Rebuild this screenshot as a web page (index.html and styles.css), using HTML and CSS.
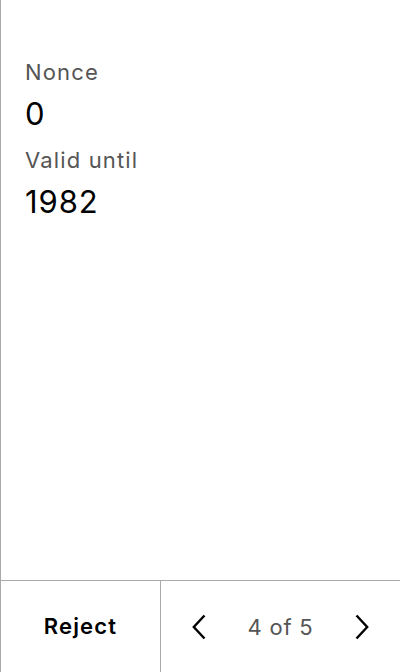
--
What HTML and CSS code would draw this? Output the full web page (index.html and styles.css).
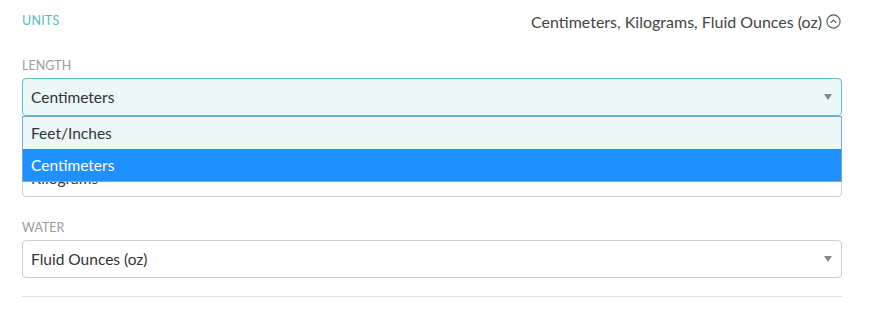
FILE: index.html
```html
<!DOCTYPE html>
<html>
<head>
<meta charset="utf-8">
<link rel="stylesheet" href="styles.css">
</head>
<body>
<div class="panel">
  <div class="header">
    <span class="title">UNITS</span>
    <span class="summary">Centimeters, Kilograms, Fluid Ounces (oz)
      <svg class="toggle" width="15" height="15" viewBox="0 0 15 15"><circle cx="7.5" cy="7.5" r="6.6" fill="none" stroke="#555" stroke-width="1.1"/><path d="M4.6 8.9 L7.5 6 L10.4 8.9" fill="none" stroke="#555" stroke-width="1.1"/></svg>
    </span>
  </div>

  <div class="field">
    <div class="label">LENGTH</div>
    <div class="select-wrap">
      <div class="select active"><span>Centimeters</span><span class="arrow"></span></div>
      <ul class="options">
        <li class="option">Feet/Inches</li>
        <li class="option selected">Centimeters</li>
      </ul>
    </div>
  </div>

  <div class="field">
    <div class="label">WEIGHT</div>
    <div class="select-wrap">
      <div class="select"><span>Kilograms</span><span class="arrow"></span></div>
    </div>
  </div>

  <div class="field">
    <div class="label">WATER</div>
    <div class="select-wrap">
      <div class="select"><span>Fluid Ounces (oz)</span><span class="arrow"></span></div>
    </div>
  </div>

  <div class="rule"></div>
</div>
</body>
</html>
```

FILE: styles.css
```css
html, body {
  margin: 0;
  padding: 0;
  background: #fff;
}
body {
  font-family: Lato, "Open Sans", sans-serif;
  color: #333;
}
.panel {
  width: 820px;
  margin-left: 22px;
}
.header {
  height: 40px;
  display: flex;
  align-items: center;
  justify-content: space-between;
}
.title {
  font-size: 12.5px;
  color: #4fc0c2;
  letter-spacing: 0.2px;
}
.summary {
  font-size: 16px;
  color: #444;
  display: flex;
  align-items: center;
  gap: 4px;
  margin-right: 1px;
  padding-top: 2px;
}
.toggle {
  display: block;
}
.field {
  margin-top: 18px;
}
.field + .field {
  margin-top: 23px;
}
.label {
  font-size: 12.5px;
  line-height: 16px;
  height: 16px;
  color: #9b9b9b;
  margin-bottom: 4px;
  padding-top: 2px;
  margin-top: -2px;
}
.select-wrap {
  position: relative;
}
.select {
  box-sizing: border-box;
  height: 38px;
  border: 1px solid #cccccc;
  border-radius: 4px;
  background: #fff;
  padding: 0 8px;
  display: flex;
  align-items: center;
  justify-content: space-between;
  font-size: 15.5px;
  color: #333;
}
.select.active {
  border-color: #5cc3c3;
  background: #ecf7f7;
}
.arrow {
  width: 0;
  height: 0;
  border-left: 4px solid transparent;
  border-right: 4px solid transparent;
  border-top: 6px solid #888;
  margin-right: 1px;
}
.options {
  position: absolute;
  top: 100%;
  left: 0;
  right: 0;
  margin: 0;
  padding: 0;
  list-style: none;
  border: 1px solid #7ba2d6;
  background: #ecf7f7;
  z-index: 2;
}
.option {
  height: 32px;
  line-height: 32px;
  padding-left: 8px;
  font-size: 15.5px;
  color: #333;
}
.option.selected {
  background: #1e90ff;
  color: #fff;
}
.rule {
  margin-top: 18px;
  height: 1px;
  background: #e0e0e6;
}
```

### Exercise task
A line counts if it holds the word "styles". How many lines of the entries count? Give the number only.

### Correct result
4